— Your instructions —
Leaving out every picture, copy the lines of the data exactly, from the first through the line containing "string; x0: number;".

--- start Dataset excerpt ---

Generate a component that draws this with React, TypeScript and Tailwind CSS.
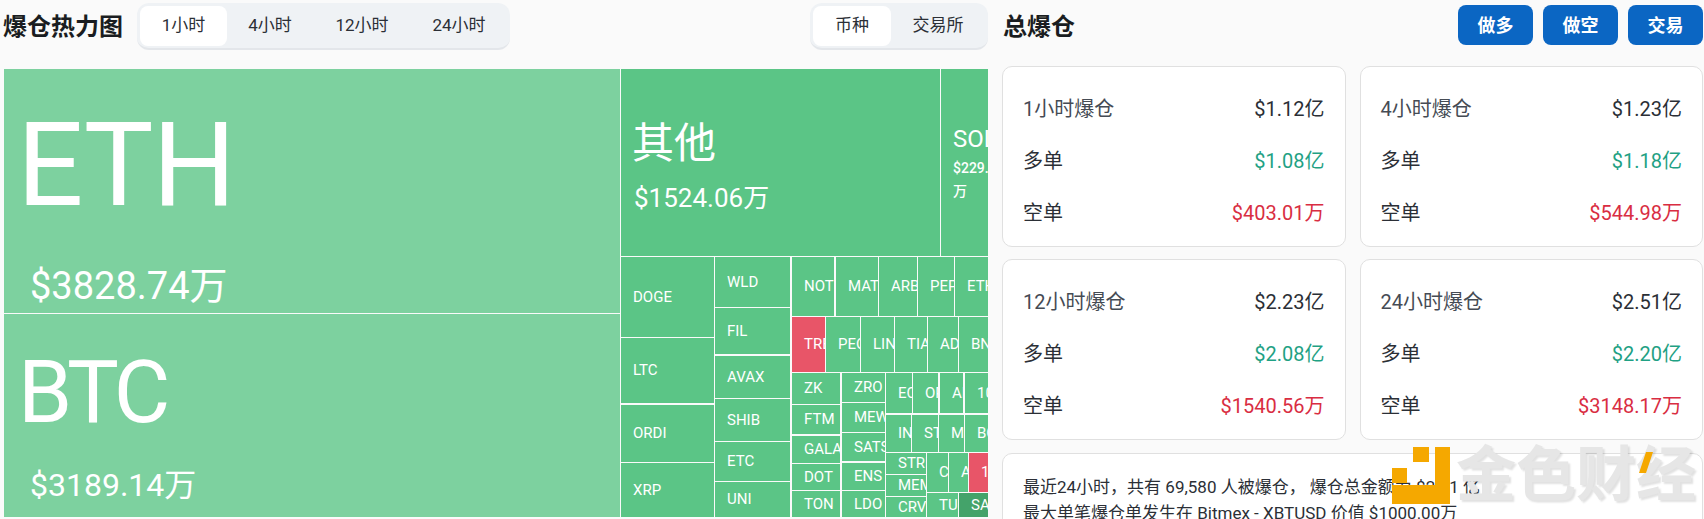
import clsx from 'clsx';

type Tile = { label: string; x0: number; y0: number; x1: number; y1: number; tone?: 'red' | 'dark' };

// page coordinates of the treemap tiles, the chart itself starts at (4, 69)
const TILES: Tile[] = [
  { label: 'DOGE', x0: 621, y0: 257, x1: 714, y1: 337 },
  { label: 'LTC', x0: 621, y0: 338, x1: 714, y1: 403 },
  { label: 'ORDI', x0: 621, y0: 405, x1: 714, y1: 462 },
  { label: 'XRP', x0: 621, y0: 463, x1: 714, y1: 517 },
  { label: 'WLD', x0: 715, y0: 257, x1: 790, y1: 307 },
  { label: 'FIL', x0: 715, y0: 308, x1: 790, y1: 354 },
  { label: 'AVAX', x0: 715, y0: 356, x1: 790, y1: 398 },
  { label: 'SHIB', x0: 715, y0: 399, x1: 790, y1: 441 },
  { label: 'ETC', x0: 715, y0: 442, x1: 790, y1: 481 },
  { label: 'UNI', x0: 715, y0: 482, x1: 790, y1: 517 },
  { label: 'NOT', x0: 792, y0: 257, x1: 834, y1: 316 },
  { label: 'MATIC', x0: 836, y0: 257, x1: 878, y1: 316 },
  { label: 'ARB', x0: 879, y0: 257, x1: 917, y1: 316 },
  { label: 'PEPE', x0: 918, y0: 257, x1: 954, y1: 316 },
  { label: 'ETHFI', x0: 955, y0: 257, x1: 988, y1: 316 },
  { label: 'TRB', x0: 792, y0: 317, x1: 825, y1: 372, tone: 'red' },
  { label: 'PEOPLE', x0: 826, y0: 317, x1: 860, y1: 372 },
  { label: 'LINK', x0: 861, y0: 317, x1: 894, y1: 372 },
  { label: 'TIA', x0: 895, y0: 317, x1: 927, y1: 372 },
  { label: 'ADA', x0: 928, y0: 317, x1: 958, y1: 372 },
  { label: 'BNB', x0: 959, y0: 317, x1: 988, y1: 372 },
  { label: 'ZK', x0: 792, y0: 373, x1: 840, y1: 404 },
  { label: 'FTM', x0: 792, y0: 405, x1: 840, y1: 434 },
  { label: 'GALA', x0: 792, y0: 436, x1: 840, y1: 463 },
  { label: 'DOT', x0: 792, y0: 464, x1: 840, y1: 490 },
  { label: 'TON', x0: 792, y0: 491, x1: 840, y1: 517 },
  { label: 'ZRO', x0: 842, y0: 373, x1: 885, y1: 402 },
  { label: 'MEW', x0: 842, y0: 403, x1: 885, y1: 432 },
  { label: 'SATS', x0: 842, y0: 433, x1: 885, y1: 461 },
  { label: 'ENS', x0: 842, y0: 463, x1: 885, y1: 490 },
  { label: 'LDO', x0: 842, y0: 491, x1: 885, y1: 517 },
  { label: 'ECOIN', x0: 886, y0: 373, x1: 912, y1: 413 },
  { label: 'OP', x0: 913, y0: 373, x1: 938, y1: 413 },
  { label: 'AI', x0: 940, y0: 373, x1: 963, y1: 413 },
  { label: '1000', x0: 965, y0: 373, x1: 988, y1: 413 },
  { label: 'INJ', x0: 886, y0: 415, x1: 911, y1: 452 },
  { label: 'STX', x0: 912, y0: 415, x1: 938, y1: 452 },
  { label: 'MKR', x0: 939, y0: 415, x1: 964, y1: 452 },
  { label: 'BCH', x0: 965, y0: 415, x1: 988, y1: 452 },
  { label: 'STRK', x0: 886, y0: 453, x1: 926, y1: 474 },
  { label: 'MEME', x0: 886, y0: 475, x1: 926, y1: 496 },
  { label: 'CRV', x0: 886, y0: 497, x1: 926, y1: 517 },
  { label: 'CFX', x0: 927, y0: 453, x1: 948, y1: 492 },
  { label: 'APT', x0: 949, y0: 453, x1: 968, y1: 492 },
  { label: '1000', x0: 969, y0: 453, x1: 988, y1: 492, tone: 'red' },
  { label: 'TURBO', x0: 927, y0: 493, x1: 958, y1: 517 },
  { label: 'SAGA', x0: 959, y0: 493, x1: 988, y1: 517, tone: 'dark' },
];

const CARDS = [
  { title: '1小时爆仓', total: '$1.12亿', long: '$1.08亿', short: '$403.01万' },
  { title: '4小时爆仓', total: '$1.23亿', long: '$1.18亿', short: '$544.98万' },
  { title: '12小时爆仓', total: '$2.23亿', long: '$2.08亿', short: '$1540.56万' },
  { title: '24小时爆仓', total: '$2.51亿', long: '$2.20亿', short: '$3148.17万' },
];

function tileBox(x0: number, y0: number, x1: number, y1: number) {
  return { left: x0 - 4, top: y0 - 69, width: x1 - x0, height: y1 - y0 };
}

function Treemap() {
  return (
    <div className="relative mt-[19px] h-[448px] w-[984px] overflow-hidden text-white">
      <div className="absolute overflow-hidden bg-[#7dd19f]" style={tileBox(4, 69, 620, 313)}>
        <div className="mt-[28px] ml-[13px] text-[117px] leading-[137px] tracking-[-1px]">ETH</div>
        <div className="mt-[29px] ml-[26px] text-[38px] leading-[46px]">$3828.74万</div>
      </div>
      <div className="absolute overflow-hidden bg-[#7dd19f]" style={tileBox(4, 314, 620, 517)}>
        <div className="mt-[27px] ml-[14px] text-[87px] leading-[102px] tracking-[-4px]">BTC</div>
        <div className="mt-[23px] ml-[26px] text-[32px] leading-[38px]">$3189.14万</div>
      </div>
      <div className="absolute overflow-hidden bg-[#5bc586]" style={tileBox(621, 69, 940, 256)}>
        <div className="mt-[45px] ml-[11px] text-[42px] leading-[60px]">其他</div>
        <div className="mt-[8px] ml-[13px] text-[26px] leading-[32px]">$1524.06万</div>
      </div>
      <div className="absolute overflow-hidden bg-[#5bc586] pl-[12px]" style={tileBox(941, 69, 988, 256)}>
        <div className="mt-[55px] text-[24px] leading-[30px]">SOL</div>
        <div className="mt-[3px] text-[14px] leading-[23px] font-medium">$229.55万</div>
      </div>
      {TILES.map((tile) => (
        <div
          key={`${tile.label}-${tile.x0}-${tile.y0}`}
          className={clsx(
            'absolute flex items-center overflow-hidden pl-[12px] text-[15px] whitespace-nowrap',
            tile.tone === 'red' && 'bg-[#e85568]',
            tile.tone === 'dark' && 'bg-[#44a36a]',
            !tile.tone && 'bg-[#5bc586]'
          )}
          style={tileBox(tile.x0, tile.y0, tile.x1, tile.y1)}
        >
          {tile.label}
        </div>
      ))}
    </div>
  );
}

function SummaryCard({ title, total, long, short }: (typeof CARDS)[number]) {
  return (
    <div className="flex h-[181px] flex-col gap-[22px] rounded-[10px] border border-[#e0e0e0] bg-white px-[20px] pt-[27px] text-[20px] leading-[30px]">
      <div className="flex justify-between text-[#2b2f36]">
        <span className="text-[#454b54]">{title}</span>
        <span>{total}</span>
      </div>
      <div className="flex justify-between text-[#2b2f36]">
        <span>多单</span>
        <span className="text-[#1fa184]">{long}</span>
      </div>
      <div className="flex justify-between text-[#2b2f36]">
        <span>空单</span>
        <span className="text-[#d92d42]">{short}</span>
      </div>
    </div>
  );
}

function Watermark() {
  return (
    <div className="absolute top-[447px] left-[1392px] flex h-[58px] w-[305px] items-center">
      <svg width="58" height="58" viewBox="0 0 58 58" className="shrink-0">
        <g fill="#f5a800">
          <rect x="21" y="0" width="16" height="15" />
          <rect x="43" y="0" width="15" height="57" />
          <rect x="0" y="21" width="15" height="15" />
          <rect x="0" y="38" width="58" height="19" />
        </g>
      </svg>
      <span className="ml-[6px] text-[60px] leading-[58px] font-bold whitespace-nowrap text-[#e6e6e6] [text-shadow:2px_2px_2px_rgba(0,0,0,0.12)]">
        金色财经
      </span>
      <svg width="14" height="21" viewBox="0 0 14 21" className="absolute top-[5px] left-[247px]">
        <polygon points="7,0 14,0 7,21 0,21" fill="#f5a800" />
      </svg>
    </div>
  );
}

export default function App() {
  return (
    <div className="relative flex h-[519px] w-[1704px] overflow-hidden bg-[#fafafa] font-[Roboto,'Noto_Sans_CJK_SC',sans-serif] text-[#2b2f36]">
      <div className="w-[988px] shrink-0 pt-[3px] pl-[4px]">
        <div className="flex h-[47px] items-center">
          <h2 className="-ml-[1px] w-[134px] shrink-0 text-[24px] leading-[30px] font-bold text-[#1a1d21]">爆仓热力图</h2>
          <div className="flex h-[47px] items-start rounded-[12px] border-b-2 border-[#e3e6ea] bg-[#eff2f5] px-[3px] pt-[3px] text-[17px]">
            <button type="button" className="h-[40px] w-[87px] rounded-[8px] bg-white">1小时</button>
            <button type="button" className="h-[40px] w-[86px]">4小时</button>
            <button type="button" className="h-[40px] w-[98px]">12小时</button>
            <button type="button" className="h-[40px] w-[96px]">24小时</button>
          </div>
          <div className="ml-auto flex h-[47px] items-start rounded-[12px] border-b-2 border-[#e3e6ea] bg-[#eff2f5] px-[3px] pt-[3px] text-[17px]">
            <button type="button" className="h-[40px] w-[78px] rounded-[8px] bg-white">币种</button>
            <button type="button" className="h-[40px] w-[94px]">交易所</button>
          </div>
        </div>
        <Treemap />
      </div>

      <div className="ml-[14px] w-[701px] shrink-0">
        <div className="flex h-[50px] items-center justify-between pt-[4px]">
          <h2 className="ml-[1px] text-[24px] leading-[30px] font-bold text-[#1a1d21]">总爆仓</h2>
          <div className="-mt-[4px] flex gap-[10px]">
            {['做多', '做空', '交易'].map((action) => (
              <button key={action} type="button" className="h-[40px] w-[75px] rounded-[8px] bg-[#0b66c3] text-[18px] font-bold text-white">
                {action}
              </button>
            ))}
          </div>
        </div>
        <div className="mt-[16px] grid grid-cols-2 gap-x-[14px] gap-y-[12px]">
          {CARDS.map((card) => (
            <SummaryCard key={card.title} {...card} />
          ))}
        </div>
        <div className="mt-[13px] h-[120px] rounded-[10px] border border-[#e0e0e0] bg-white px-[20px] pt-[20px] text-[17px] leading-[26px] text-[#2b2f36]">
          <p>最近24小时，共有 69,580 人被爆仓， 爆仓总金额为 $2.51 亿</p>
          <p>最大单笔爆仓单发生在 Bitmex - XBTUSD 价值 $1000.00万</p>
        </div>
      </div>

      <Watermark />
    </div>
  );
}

--- end Dataset excerpt ---

— Correct output —
Generate a component that draws this with React, TypeScript and Tailwind CSS.
import clsx from 'clsx';

type Tile = { label: string; x0: number; y0: number; x1: number; y1: number; tone?: 'red' | 'dark' };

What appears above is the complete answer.